Pages as source code:
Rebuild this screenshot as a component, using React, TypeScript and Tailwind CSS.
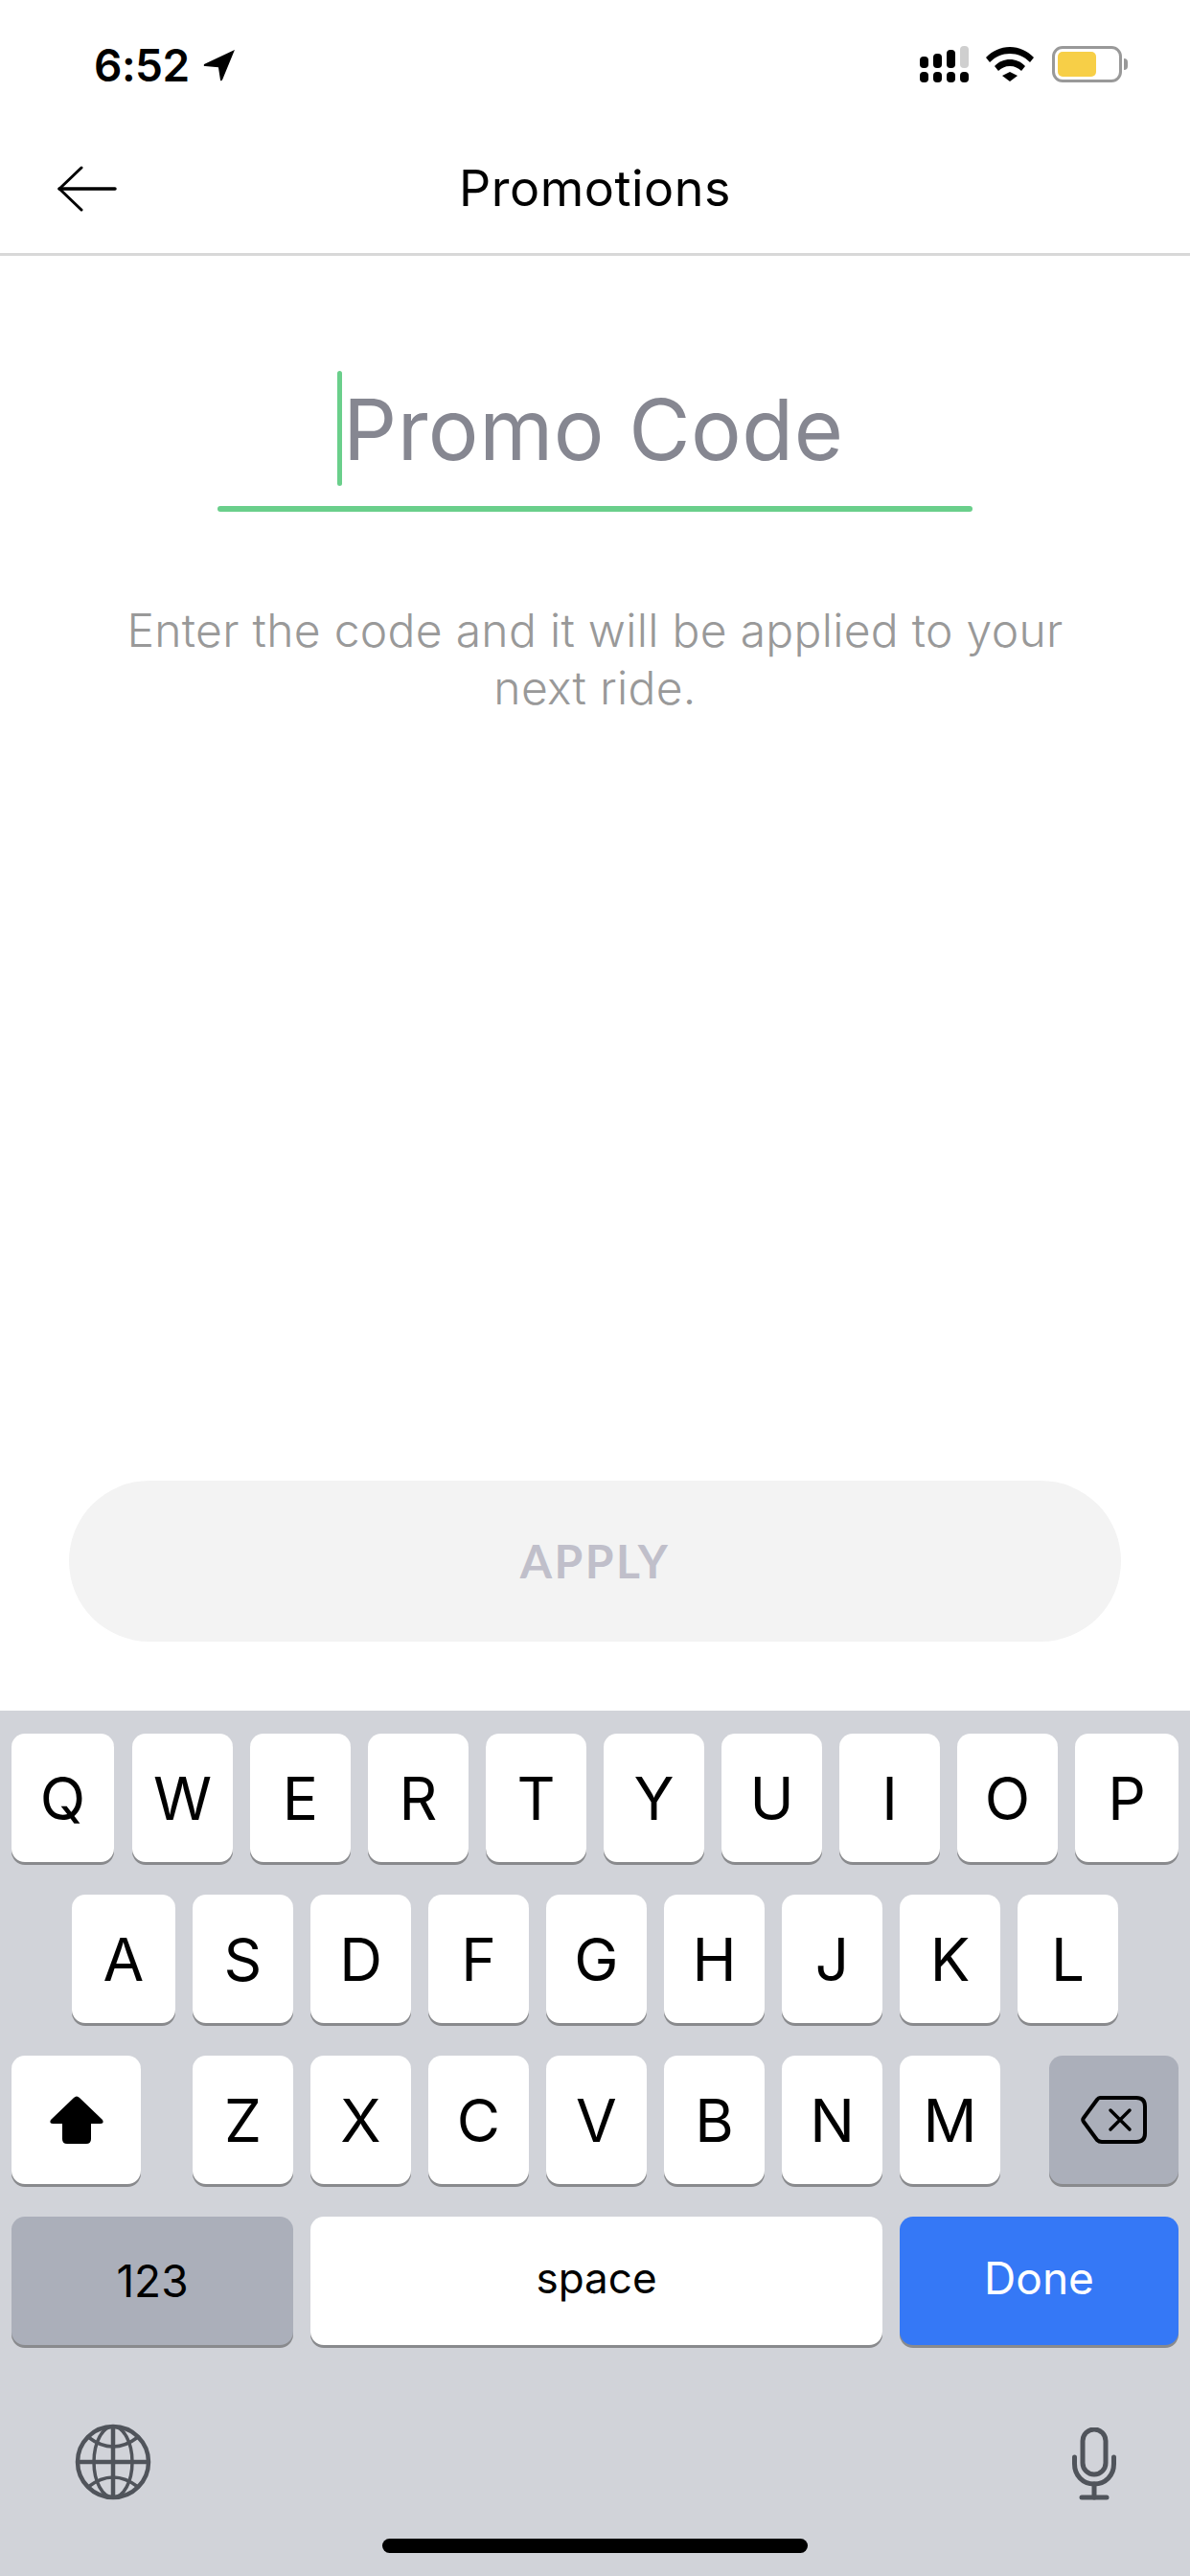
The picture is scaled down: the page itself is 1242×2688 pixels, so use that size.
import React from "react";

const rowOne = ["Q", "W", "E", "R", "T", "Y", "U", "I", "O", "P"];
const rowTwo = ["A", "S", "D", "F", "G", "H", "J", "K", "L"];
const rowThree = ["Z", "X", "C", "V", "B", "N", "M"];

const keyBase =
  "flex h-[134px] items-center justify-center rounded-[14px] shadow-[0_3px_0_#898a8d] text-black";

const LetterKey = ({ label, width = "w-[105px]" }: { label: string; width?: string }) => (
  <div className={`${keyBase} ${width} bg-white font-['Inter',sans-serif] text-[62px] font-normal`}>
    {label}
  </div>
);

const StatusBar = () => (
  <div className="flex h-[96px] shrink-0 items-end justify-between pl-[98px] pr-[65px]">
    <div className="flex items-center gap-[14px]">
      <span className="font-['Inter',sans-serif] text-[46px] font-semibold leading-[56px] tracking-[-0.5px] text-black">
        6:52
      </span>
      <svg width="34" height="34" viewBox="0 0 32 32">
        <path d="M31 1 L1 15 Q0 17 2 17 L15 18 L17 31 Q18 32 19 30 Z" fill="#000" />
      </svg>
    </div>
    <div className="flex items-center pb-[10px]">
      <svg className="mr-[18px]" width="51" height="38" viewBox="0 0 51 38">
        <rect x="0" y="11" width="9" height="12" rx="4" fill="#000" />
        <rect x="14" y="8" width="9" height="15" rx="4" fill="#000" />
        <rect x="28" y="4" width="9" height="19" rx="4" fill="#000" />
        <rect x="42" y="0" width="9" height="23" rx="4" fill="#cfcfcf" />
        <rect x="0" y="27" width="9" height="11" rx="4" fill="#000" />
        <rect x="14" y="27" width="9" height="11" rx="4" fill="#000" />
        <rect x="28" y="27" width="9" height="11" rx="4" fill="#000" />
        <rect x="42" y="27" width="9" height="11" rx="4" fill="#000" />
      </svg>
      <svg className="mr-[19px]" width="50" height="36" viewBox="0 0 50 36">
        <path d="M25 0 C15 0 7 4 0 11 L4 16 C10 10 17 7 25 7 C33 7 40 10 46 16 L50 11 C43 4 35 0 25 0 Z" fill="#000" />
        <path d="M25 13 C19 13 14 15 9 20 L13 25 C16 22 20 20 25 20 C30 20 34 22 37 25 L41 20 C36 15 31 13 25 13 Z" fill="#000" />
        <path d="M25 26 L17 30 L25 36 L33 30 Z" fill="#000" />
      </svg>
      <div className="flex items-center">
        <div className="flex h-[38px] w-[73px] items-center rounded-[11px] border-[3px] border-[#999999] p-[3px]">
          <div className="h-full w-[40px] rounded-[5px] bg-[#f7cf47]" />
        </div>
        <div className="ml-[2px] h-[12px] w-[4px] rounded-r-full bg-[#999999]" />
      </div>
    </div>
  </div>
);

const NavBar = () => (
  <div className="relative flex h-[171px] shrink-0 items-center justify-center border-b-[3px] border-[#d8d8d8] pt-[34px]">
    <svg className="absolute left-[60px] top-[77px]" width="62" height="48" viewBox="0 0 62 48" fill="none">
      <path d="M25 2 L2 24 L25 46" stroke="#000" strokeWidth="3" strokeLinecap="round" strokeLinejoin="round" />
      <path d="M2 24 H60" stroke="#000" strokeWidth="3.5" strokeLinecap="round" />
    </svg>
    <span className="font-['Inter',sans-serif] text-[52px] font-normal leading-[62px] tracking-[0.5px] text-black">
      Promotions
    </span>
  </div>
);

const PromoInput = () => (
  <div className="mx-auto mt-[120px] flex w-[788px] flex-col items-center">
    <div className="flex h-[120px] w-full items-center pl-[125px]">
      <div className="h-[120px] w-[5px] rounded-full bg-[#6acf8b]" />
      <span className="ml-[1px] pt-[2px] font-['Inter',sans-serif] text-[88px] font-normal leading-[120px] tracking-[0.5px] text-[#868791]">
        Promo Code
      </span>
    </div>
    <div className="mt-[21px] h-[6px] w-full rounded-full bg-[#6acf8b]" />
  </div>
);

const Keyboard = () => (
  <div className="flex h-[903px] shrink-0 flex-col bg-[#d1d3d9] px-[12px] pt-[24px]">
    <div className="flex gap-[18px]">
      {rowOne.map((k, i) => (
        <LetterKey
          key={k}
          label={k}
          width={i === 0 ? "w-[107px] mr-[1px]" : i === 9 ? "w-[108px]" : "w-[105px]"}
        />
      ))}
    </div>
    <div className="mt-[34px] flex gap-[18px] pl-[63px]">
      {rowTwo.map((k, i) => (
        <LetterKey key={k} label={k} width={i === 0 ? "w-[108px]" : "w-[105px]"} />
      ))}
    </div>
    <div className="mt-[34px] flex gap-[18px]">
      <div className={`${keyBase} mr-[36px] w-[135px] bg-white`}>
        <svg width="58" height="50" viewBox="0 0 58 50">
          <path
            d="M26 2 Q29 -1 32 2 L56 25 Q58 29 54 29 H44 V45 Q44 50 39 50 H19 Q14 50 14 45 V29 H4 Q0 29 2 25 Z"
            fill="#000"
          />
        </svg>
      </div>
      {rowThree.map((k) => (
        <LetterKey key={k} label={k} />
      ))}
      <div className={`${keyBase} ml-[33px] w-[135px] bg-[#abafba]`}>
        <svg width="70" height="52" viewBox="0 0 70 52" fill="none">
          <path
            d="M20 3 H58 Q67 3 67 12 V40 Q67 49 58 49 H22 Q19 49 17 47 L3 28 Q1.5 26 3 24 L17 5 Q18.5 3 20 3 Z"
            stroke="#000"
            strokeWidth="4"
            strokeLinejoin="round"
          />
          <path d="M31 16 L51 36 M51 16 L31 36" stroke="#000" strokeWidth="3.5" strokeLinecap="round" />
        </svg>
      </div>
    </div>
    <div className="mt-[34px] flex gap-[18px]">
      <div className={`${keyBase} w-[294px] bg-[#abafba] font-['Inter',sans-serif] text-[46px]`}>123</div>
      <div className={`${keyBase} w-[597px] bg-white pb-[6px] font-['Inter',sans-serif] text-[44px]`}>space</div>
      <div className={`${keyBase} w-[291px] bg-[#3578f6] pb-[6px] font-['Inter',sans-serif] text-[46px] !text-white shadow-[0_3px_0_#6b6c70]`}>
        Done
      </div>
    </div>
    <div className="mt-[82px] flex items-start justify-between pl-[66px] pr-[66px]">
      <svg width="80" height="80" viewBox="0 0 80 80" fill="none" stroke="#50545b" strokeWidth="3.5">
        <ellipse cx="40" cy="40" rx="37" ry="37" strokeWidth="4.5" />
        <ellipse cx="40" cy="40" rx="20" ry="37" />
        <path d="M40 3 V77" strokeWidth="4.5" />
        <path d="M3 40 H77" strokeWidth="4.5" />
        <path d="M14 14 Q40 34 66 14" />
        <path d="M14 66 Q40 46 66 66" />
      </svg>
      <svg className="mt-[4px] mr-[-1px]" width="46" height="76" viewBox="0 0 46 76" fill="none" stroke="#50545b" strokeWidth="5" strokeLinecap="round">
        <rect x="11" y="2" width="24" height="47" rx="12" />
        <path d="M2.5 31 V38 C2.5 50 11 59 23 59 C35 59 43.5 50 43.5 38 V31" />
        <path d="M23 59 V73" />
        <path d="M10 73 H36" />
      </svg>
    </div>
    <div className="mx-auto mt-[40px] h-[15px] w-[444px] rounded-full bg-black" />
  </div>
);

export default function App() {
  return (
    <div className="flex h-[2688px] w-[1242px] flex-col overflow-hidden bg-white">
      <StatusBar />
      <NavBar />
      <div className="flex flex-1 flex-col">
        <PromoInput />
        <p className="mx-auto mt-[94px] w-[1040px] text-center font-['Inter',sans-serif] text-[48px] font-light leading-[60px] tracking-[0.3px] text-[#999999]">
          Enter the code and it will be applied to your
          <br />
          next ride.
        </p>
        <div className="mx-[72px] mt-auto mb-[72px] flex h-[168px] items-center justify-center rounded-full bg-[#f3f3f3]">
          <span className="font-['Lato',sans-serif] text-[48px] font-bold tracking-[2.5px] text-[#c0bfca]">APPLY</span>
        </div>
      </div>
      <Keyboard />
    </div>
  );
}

==

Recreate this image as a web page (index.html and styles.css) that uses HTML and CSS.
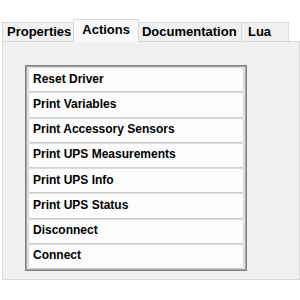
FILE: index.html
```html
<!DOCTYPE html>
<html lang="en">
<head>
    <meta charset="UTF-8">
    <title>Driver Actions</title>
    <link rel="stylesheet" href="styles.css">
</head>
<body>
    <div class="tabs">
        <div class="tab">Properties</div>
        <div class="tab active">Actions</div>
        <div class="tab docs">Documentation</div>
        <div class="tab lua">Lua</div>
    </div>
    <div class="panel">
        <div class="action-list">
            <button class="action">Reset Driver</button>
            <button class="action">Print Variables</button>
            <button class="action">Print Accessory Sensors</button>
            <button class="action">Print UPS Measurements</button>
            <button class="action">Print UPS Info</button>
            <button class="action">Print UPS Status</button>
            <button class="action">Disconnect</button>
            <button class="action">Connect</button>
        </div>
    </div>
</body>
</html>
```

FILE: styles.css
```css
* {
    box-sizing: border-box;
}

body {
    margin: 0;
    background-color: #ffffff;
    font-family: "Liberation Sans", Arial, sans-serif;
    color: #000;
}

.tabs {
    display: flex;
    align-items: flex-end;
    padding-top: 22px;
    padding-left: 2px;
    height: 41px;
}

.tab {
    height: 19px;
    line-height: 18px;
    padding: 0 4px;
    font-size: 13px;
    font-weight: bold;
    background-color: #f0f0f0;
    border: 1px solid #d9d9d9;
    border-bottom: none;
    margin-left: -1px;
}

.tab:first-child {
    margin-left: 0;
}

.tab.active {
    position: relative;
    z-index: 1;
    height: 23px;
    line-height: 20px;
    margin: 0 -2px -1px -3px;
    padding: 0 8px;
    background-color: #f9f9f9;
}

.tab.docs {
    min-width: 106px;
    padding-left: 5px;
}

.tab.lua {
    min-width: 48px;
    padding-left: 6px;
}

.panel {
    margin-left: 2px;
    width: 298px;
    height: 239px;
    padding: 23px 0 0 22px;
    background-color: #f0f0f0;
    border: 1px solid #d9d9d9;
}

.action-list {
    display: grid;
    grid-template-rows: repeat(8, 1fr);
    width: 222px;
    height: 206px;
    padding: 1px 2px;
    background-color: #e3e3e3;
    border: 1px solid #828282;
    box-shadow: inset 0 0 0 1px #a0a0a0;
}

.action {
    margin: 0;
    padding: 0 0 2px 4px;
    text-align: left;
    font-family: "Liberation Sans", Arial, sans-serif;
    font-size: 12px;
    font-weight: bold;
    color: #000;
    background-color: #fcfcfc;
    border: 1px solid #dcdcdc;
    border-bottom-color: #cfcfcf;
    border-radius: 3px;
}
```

YOUR GOAL -
Every line from the one containing "Rebuild this screenshot" to the one containing "import React from" should be output exactly, both ends included. Nothing else goes in, and no pictures either.

SOLUTION TO THE PROBLEM -
Rebuild this screenshot as a component, using React, TypeScript and Tailwind CSS.
The picture is scaled down: the page itself is 1242×2688 pixels, so use that size.
import React from "react";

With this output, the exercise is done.